Gopnik & Wellman seem to really be proposing what is a computational-level analysis of theory of mind: we begin with theories based on our initial capabilities (i.e., perception) and urges (i.e., desires). The problem is then to update those theories as new information comes along. The specific changes that Gopnik & Wellman predict are really predictions about how a particular solution to that problem ends up playing out.

The simulation theorists (Gordon and Goldman) are proposing a squarely algorithmic-level account. It is highly mechanistic and focuses on the solution as a particular algorithm (the one that is already implemented by our brains), though it is vague on the specific representation of inputs and outputs (beliefs, desires, perceptions, decisionse—but it is not clear exactly what forms those take).

In constrast, simulation can actually be the (approximate) solution to a computational-level problem. In physical simulation, the computational-level problem can be expressed analytically as a differential equation, but it cannot be solved analytically.
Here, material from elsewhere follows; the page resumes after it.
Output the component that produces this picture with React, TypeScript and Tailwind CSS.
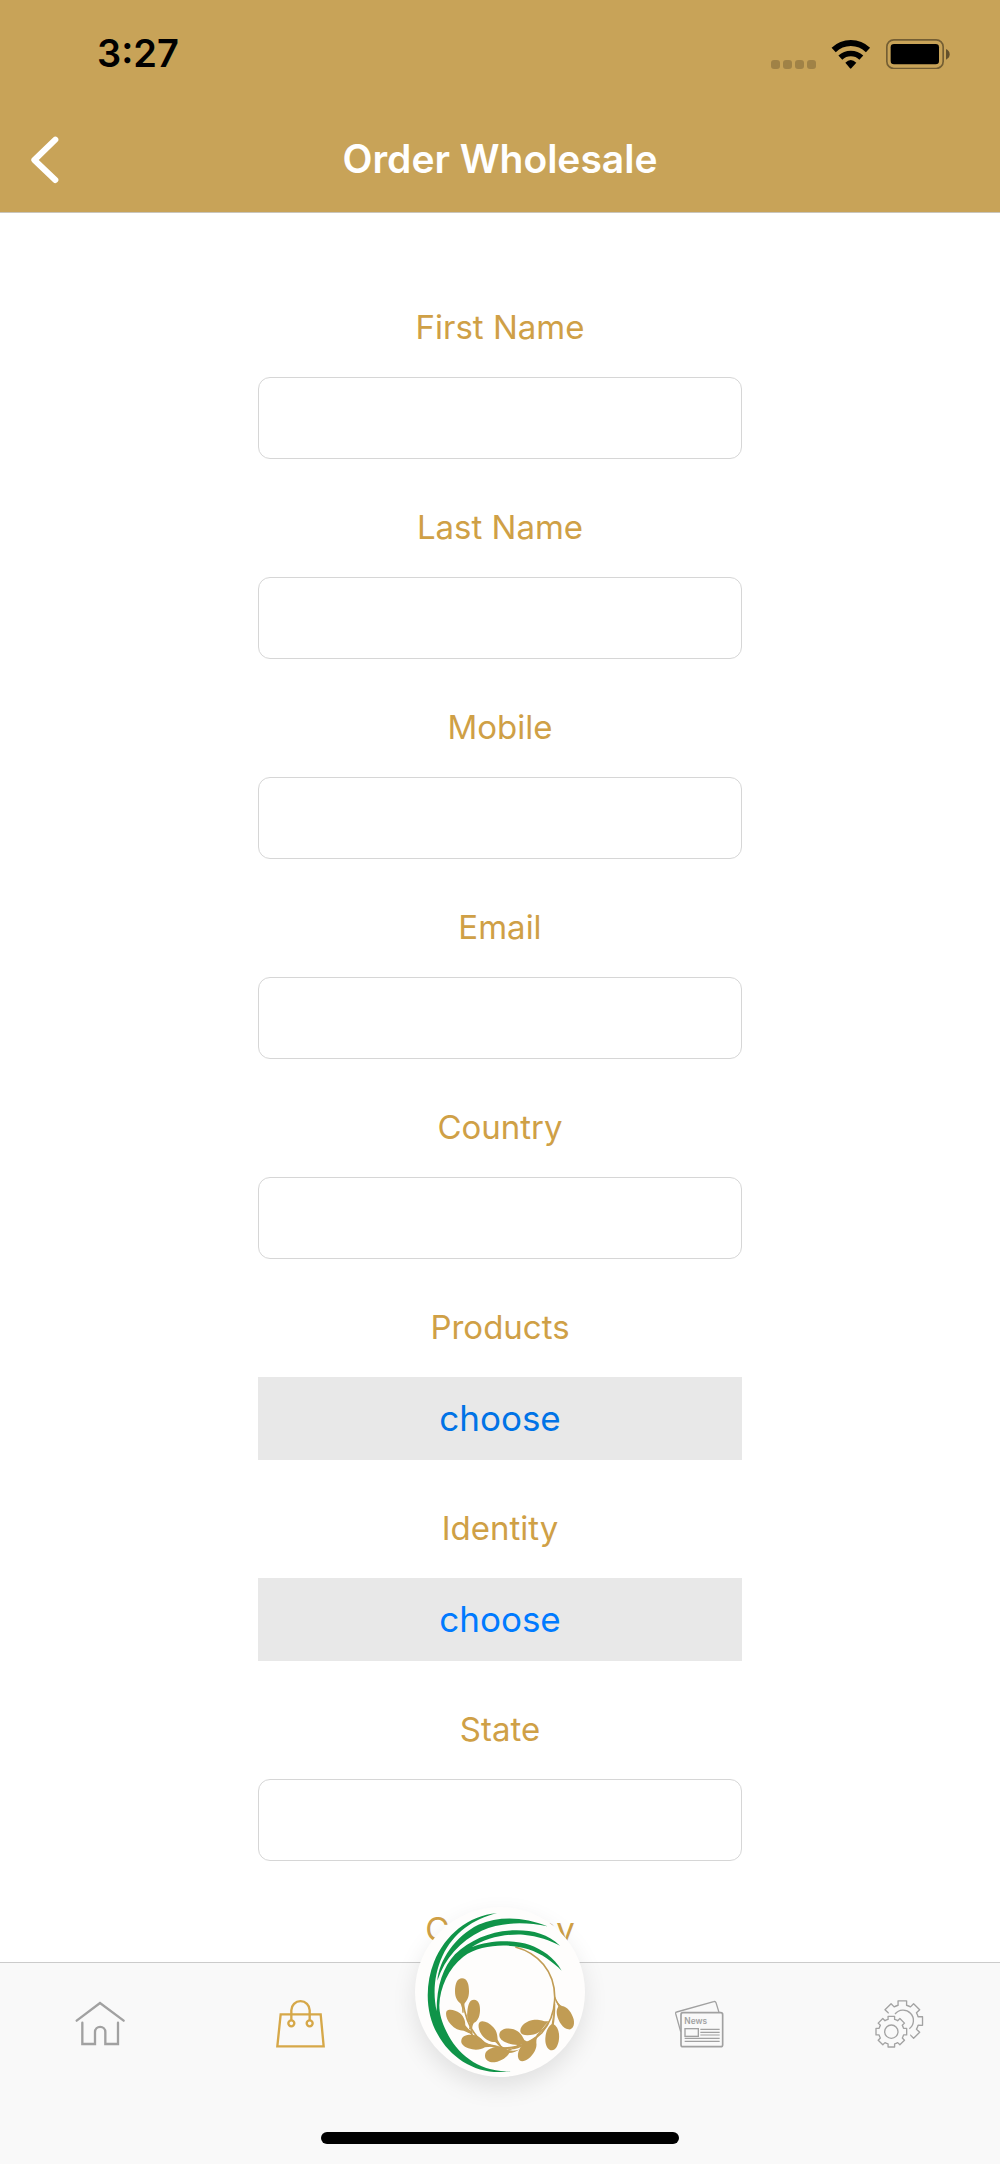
import React from 'react';

type Field = { id: string; label: string; kind: 'text' | 'choose'; type?: string };

const FIELDS: Field[] = [
    { id: 'first-name', label: 'First Name', kind: 'text' },
    { id: 'last-name', label: 'Last Name', kind: 'text' },
    { id: 'mobile', label: 'Mobile', kind: 'text', type: 'tel' },
    { id: 'email', label: 'Email', kind: 'text', type: 'email' },
    { id: 'country', label: 'Country', kind: 'text' },
    { id: 'products', label: 'Products', kind: 'choose' },
    { id: 'identity', label: 'Identity', kind: 'choose' },
    { id: 'state', label: 'State', kind: 'text' },
    { id: 'company', label: 'Company', kind: 'text' },
];

const polar = (cx: number, cy: number, r: number, deg: number) => {
    const a = (deg * Math.PI) / 180;
    return `${(cx + r * Math.cos(a)).toFixed(1)} ${(cy + r * Math.sin(a)).toFixed(1)}`;
};

// Teeth joined by arcs along the root circle
const gearPath = (cx: number, cy: number, outer: number, root: number, teeth: number[], from?: number, to?: number) => {
    let d = from === undefined ? '' : `M${polar(cx, cy, root, from)}`;
    teeth.forEach((t) => {
        d += d === '' ? `M${polar(cx, cy, root, t - 15)}` : `A${root} ${root} 0 0 1 ${polar(cx, cy, root, t - 15)}`;
        d += `L${polar(cx, cy, outer, t - 12)}L${polar(cx, cy, outer, t + 12)}L${polar(cx, cy, root, t + 15)}`;
    });
    return to === undefined ? `${d}A${root} ${root} 0 0 1 ${polar(cx, cy, root, teeth[0] - 15)}Z` : `${d}A${root} ${root} 0 0 1 ${polar(cx, cy, root, to)}`;
};

const HomeIcon = () => (
    <svg viewBox="0 0 150 150" className="size-[50px]" fill="none" stroke="#a1a1a1" strokeWidth="7" strokeLinecap="round">
        <path d="M5 65 75 12l71 53" />
        <path d="M22 71v64h38V99a15.500 15.500 0 0 1 31 0v36h38V71" />
    </svg>
);

const BagIcon = () => (
    <svg viewBox="0 0 150 150" className="size-[50px]" fill="none" stroke="#d6a849" strokeWidth="7">
        <path d="M17 46h120l9 96H7z" />
        <path d="M49 63V34a27.500 27.500 0 0 1 55 0v29" />
        <circle cx="49" cy="73" r="9" />
        <circle cx="104" cy="73" r="9" />
    </svg>
);

const NewsIcon = () => (
    <svg viewBox="0 0 150 150" className="size-[50px]" fill="none" stroke="#a1a1a1" strokeWidth="4">
        <path d="M17 98 2 44q-1-4 3-5L116 8q5-2 7 3l9 29" />
        <rect x="18" y="41" width="125" height="102" rx="6" strokeWidth="5" />
        <rect x="30" y="89" width="40" height="23" />
        <path d="M76 91h58M76 100h58M76 108h58M29 118h105M29 127h105" strokeWidth="3.500" />
        <text x="28" y="75" fontSize="25" fontWeight="600" fontFamily="Inter, sans-serif" fill="#a1a1a1" stroke="none">
            News
        </text>
    </svg>
);

const GearsIcon = () => (
    <svg viewBox="0 0 150 150" className="size-[50px]" fill="none" stroke="#a3a3a3" strokeWidth="4" strokeLinejoin="round">
        <path d={gearPath(49, 98, 47, 38, [-90, -45, 0, 45, 90, 135, 180, 225])} />
        <circle cx="49" cy="98" r="20" />
        <path d={gearPath(82, 66, 62, 49, [-135, -90, -45, 0, 45], -152, 61)} />
        <path d="M60 45A31 31 0 1 1 103 89" />
    </svg>
);

const WreathLogo = () => (
    <svg viewBox="45 80 510 510" className="size-full">
        <g fill="none" stroke="#c19c54" strokeWidth="4">
            <path d="M346 200C410 217 468 270 464 360C462 400 450 430 425 458C385 498 315 515 265 493C230 478 200 440 188 362" strokeWidth="5" />
            <path d="M464 350Q472 372 484 384M464 370Q464 410 458 440M445 428Q430 448 410 466M220 425Q208 450 218 468M190 440Q205 445 220 468M288 478Q292 495 312 504M240 492Q275 494 310 503Q345 512 375 490M365 483Q355 500 325 510" />
        </g>
        <g fill="#0f9448">
            <path d="M291 99C205 105 135 165 102 245C74 315 77 400 112 460C155 540 240 588 332 572C240 578 170 520 140 455C125 425 118 400 118 375C120 320 145 265 190 229C245 190 330 189 385 207C425 220 458 245 485 271C462 230 425 207 390 194C345 178 270 178 215 201C255 172 320 160 370 163C415 167 450 180 480 196C445 162 400 150 350 150C280 150 215 175 165 222C130 260 110 315 110 392C98 340 103 280 127 228C160 158 220 115 291 99Z" />
            <path d="M112 301C117 240 165 168 235 133C300 105 375 110 442 138C375 124 305 125 245 151C180 183 135 232 112 301Z" />
        </g>
        <g fill="#c19c54">
            <path d="M186 294C202 294 207 312 207 333C207 355 199 362 193 371Q190 385 191 397H187Q187 380 182 370C172 362 165 352 165 333C165 310 172 294 186 294Z" />
            <path d="M222 358C236 358 241 374 240 392C239 412 231 424 220 429Q213 438 211 448L207 446Q211 437 209 428C202 420 200 409 202 393C204 372 209 358 222 358Z" />
            <path d="M140 392C146 385 165 387 180 399C194 411 196 425 196 435Q204 448 218 456L216 464Q203 455 191 451C178 451 164 446 152 432C140 418 135 400 140 392Z" />
            <path d="M184 480C186 465 207 461 225 465C241 469 250 481 256 489Q274 493 295 497V501Q273 498 255 501C243 508 225 511 205 504C190 499 182 490 184 480Z" />
            <path d="M239 426C246 418 266 425 280 441C292 454 292 467 293 478Q299 489 306 500L301 499Q292 488 285 485C273 486 256 478 245 463C235 449 233 433 239 426Z" />
            <path d="M255 526C255 510 273 501 293 500C311 498 317 506 328 510Q345 513 360 507Q343 518 328 518C321 530 306 542 284 546C266 547 255 538 255 526Z" />
            <path d="M298 462C300 447 319 441 341 447C359 453 367 467 373 479Q381 485 389 486L374 490C361 496 340 495 322 488C306 482 297 473 298 462Z" />
            <path d="M355 534C350 517 361 496 377 485Q396 479 422 456Q408 470 409 487C412 503 401 523 385 535C373 544 359 546 355 534Z" />
            <path d="M361 450C362 434 380 421 403 418C423 417 430 424 447 423Q435 434 427 445C420 458 400 465 382 465C369 465 360 460 361 450Z" />
            <path d="M459 430C473 437 479 455 477 476C475 496 466 510 456 510C443 510 435 493 436 474C437 452 445 439 455 431Q460 405 462 378Q463 410 459 430Z" />
            <path d="M467 355Q475 371 486 377C503 379 515 397 521 417C525 437 517 449 505 447C489 445 475 423 471 404C468 388 474 382 475 378Q469 369 467 355Z" />
        </g>
    </svg>
);

const StatusBar = () => (
    <div className="flex h-[107px] items-center justify-between pr-[50px] pl-[97px]">
        <span className="text-[38px] font-semibold text-black">3:27</span>
        <div className="flex items-center">
            <div className="flex gap-[3px] pt-[22px]">
                {[0, 1, 2, 3].map((i) => (
                    <span key={i} className="size-[9px] rounded-[3px] bg-black/20" />
                ))}
            </div>
            <svg viewBox="990 117 120 90" className="ml-[15px] h-[30px] w-[40px]">
                <g fill="none" stroke="#000">
                    <path d="M998 150A74 74 0 0 1 1101 150" strokeWidth="18" />
                    <path d="M1018 173A46 46 0 0 1 1081 173" strokeWidth="17" />
                </g>
                <path d="M1033 188Q1049 172 1066 188L1051 205Q1049 207 1047 205Z" />
            </svg>
            <svg viewBox="1155 117 192 90" className="ml-[15px] h-[30px] w-[64px]">
                <rect x="1157.500" y="119.500" width="169" height="86" rx="21" fill="none" stroke="#000" strokeOpacity=".42" strokeWidth="5" />
                <rect x="1169" y="132" width="145" height="61" rx="10" />
                <path d="M1335 147Q1346 152 1346 163T1335 179Z" fillOpacity=".5" />
            </svg>
        </div>
    </div>
);

const FormField: React.FC<{ field: Field }> = ({ field }) => (
    <div className="flex w-full flex-col items-center gap-[30px]">
        <label htmlFor={field.id} className="text-[33px] leading-10 text-[#cfa046]">
            {field.label}
        </label>
        {field.kind === 'text' ? (
            <input
                id={field.id}
                type={field.type ?? 'text'}
                className="h-[82px] w-full rounded-xl border border-[#d6d6d6] bg-white px-4 text-[33px] outline-none"
            />
        ) : (
            <button
                id={field.id}
                type="button"
                className={`h-[83px] w-full bg-[#e8e8e8] text-[35px] ${field.id === 'products' ? 'text-[#0073e6]' : 'text-[#007aff]'}`}
            >
                choose
            </button>
        )}
    </div>
);

const App: React.FC = () => {
    return (
        <div className="flex h-screen flex-col bg-white font-[Inter,sans-serif]">
            <header className="border-b border-[#c9c5bb] bg-[#c8a358]">
                <StatusBar />
                <div className="grid h-[105px] grid-cols-[1fr_auto_1fr] items-center px-[31px]">
                    <button type="button" aria-label="Back" className="justify-self-start">
                        <svg viewBox="92 406 84 144" className="h-[48px] w-[28px]" fill="none" stroke="#fff" strokeWidth="18" strokeLinecap="round" strokeLinejoin="round">
                            <path d="M165 417 102 478 165 538" />
                        </svg>
                    </button>
                    <h1 className="text-[39px] font-semibold text-white">Order Wholesale</h1>
                </div>
            </header>

            <main className="min-h-0 flex-1 overflow-y-auto [scrollbar-width:none]">
                <form className="mx-auto flex w-[48.4%] flex-col gap-12 pt-[94px] pb-28">
                    {FIELDS.map((field) => (
                        <FormField key={field.id} field={field} />
                    ))}
                </form>
            </main>

            <footer className="relative border-t border-[#cbcbcb] bg-[#f9f9f9] pb-5">
                <nav className="grid h-[169px] grid-cols-5 justify-items-center pt-9">
                    <a href="#home" aria-label="Home" className="h-[50px]">
                        <HomeIcon />
                    </a>
                    <a href="#shop" aria-label="Shop" aria-current="page" className="h-[50px]">
                        <BagIcon />
                    </a>
                    {/* Raised centre button, overlaps the form above */}
                    <a
                        href="#main"
                        aria-label="Main"
                        className="absolute -top-14 left-1/2 size-[170px] -translate-x-1/2 rounded-full bg-[#fefdfc] shadow-[0_10px_24px_rgba(0,0,0,0.1)]"
                    >
                        <WreathLogo />
                    </a>
                    <a href="#news" aria-label="News" className="col-start-4 h-[50px]">
                        <NewsIcon />
                    </a>
                    <a href="#settings" aria-label="Settings" className="h-[50px]">
                        <GearsIcon />
                    </a>
                </nav>
                <div className="mx-auto h-3 w-[358px] rounded-full bg-black" />
            </footer>
        </div>
    );
};

export default App;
Numerical simulation, though an approximation, is the only known way to solve the problem short of setting up the actual physical situation in the real world. In probabilistic simulation, the story is similar. The computational-level problem can be expressed analytically, but often cannot be solve analytically. Monte-Carlo simulation is one particular class of methods for approximating the solution.

Thus, sometimes simulation is the correct approach when it is the approximate solution to a computational-level problem. However, it is not always the right answer, and is certainly not the right solution a priori. In particular, I think it is a mistake to talk about simulation as being the right solution just on the basis of having a black-box mechanism at our disposal. Just because a tool might be available for use doesn’t make it the right tool to use. I think instead of talking about whether simulation is the mechanism that is used by the mind in some particular case, the discussion should be about what the best thing to use would be, and whether that happens to be simulation or not.